#!/usr/bin/env python3
"""
Fine-tuning script for SmolLM2-135M model using Unsloth.

This script demonstrates how to:
1. Install and configure Unsloth
2. Prepare and format training data
3. Configure and run the training process
4. Save and evaluate the model

To run this script:
1. Install dependencies: pip install -r requirements.txt
2. Run: python train.py
"""

import os
from typing import Union

from datasets import (
    Dataset,
    DatasetDict,
    IterableDataset,
    IterableDatasetDict,
    load_dataset,
)
from transformers import AutoTokenizer, Trainer, TrainingArguments
from trl import SFTTrainer
from unsloth import FastLanguageModel, is_bfloat16_supported
from unsloth.chat_templates import get_chat_template

# Configuration
max_seq_length = 2048  # Auto supports RoPE Scaling internally
dtype = (
    None  # None for auto detection. Float16 for Tesla T4, V100, Bfloat16 for Ampere+
)
load_in_4bit = True  # Use 4bit quantization to reduce memory usage

# def install_dependencies():
#     """Install required dependencies."""
#     os.system('pip install "unsloth[colab-new] @ git+https://github.com/unslothai/unsloth.git"')
#     os.system('pip install --no-deps xformers trl peft accelerate bitsandbytes')

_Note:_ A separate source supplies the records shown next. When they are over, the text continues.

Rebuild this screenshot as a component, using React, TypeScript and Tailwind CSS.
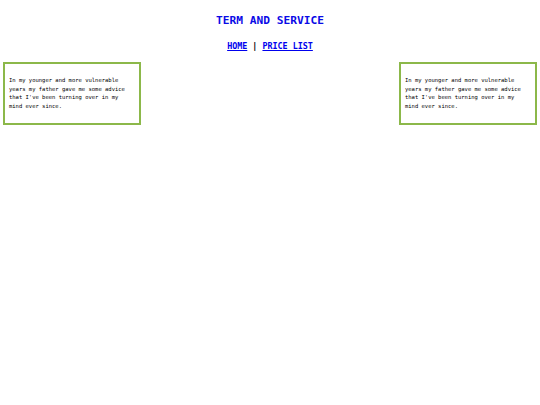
export default function App() {
  const text =
    "In my younger and more vulnerable years my father gave me some advice that I've been turning over in my mind ever since.";
  const box = (
    <div className="w-[138px] h-[63px] border-2 border-[#8cb84a] bg-white pl-[4px] pr-[10px] pt-[12px]">
      <p className="text-[5.5px] leading-[8.5px] text-black">{text}</p>
    </div>
  );
  return (
    <div className="w-[540px] h-[405px] bg-white" style={{ fontFamily: '"DejaVu Sans Mono", monospace' }}>
      <h1 className="pt-[14px] text-center text-[11.2px] leading-[14px] font-bold text-[#0a0ae6]">
        TERM AND SERVICE
      </h1>
      <nav className="mt-[13px] text-center text-[8.4px] leading-[10px] font-bold text-black">
        <a href="#" className="underline text-[#0000ee]">HOME</a>
        <span> | </span>
        <a href="#" className="underline text-[#0000ee]">PRICE LIST</a>
      </nav>
      <div className="mt-[11px] flex justify-between px-[3px]">
        {box}
        {box}
      </div>
    </div>
  );
}
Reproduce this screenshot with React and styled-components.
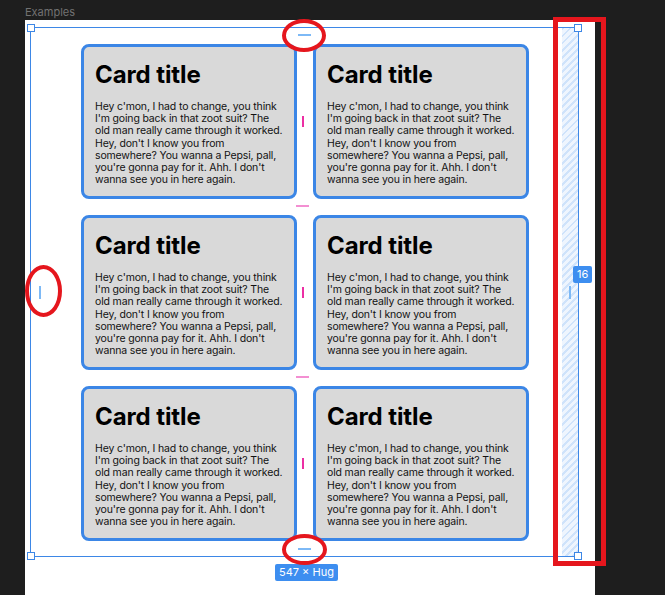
import React from "react";
import styled, { createGlobalStyle } from "styled-components";

const GlobalStyle = createGlobalStyle`
  html, body {
    margin: 0;
    padding: 0;
    background: #1e1e1e;
  }
  * {
    box-sizing: border-box;
  }
`;

const Canvas = styled.div`
  position: relative;
  width: 665px;
  height: 595px;
  overflow: hidden;
  background: #1e1e1e;
  font-family: Inter, "Noto Sans", sans-serif;
  display: flex;
  flex-direction: column;
  padding-left: 25px;
`;

const FrameLabel = styled.div`
  height: 20px;
  padding-top: 6px;
  font-size: 11px;
  line-height: 13px;
  color: #727272;
`;

const Frame = styled.div`
  position: relative;
  width: 570px;
  flex: 1;
  background: #ffffff;
  padding: 7px 0 0 5px;
`;

// selected auto-layout frame, with the on-canvas padding markers drawn on it
const Selection = styled.div`
  position: relative;
  width: 549px;
  height: 530px;
  border: 1px solid #3d87e6;
  padding: 16px 0 0 50px;

  &::before,
  &::after {
    content: "";
    position: absolute;
    background: #7db9f6;
  }
  /* top padding marker */
  &::before {
    left: 267px;
    top: 6px;
    width: 13px;
    height: 2px;
  }
  /* left padding marker */
  &::after {
    left: 8px;
    top: 258px;
    width: 2px;
    height: 13px;
  }
`;

const PaddingHatch = styled.div`
  position: absolute;
  top: 0;
  right: 0;
  bottom: 0;
  width: 16px;
  background: repeating-linear-gradient(
    135deg,
    #cfe3fb 0px,
    #cfe3fb 2px,
    #eef5fe 2px,
    #eef5fe 5px
  );

  /* right padding marker */
  &::after {
    content: "";
    position: absolute;
    left: 7px;
    top: 258px;
    width: 2px;
    height: 13px;
    background: #7db9f6;
  }
`;

const BottomPadMark = styled.div`
  position: absolute;
  left: 267px;
  bottom: 6px;
  width: 13px;
  height: 2px;
  background: #7db9f6;
`;

const Handle = styled.div`
  position: absolute;
  width: 8px;
  height: 8px;
  background: #fff;
  border: 1px solid #3d87e6;
  ${(p) => (p.$top ? "top: -4px;" : "bottom: -4px;")}
  ${(p) => (p.$left ? "left: -4px;" : "right: -4px;")}
`;

const Grid = styled.div`
  display: grid;
  grid-template-columns: 216px 216px;
  grid-auto-rows: 155px;
  column-gap: 16px;
  row-gap: 16px;
`;

const Card = styled.div`
  position: relative;
  background: #d9d9d9;
  border: 3px solid #3b86e6;
  border-radius: 8px;
  padding: 13px 9px 0 11px;
  display: flex;
  flex-direction: column;
  gap: 12px;

  /* column gap marker */
  &:nth-child(odd)::after {
    content: "";
    position: absolute;
    right: -10px;
    top: 69px;
    width: 2px;
    height: 11px;
    background: #ec2fa4;
  }
  /* row gap marker */
  &:nth-child(1)::before,
  &:nth-child(3)::before {
    content: "";
    position: absolute;
    right: -15px;
    bottom: -11px;
    width: 13px;
    height: 2px;
    background: #f38fd2;
  }
`;

const CardTitle = styled.h2`
  margin: 0;
  font-size: 24px;
  line-height: 29px;
  font-weight: 700;
  color: #000;
  letter-spacing: -0.1px;
`;

const CardText = styled.p`
  margin: 0;
  font-size: 10.5px;
  line-height: 12.2px;
  letter-spacing: -0.15px;
  color: #111;
`;

const Badge = styled.div`
  position: absolute;
  left: ${(p) => p.$x}px;
  top: ${(p) => p.$y}px;
  height: 17px;
  padding: 0 4px;
  border-radius: 2px;
  background: #3d8ef0;
  color: #fff;
  font-size: 11px;
  line-height: 17px;
  white-space: nowrap;
`;

const RedEllipse = styled.div`
  position: absolute;
  left: ${(p) => p.$x}px;
  top: ${(p) => p.$y}px;
  width: ${(p) => p.$w}px;
  height: ${(p) => p.$h}px;
  border: 4px solid #e5161d;
  border-radius: 50%;
`;

const RedBox = styled.div`
  position: absolute;
  left: 553px;
  top: 17px;
  width: 53px;
  height: 549px;
  border: 5px solid #e5161d;
`;

const text =
  "Hey c'mon, I had to change, you think I'm going back in that zoot suit? The old man really came through it worked. Hey, don't I know you from somewhere? You wanna a Pepsi, pall, you're gonna pay for it. Ahh. I don't wanna see you in here again.";

const cards = [1, 2, 3, 4, 5, 6];

export default function App() {
  return (
    <>
      <GlobalStyle />
      <Canvas>
        <FrameLabel>Examples</FrameLabel>
        <Frame>
          <Selection>
            <PaddingHatch />
            <Grid>
              {cards.map((id) => (
                <Card key={id}>
                  <CardTitle>Card title</CardTitle>
                  <CardText>{text}</CardText>
                </Card>
              ))}
            </Grid>
            <BottomPadMark />
            <Handle $top $left />
            <Handle $top />
            <Handle $left />
            <Handle />
          </Selection>
        </Frame>

        <Badge $x={573} $y={266}>16</Badge>
        <Badge $x={275} $y={564}>547 × Hug</Badge>

        <RedEllipse $x={282} $y={19} $w={44} $h={33} />
        <RedEllipse $x={25} $y={265} $w={37} $h={52} />
        <RedEllipse $x={282} $y={534} $w={45} $h={31} />
        <RedBox />
      </Canvas>
    </>
  );
}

def load_model() -> tuple[FastLanguageModel, AutoTokenizer]:
    """Load and configure the model."""
    model, tokenizer = FastLanguageModel.from_pretrained(
        model_name="unsloth/SmolLM2-135M-Instruct-bnb-4bit",
        max_seq_length=max_seq_length,
        dtype=dtype,
        load_in_4bit=load_in_4bit,
    )

    # Configure LoRA
    model = FastLanguageModel.get_peft_model(
        model,
        r=64,
        target_modules=[
            "q_proj",
            "k_proj",
            "v_proj",
            "o_proj",
            "gate_proj",
            "up_proj",
            "down_proj",
        ],
        lora_alpha=128,
        lora_dropout=0.05,
        bias="none",
        use_gradient_checkpointing="unsloth",
        random_state=3407,
        use_rslora=True,
        loftq_config=None,
    )

    return model, tokenizer


def load_and_format_dataset(
    tokenizer: AutoTokenizer,
) -> tuple[
    Union[DatasetDict, Dataset, IterableDatasetDict, IterableDataset], AutoTokenizer
]:
    """Load and format the training dataset."""
    # Load the code-act dataset
    dataset = load_dataset("xingyaoww/code-act", split="codeact")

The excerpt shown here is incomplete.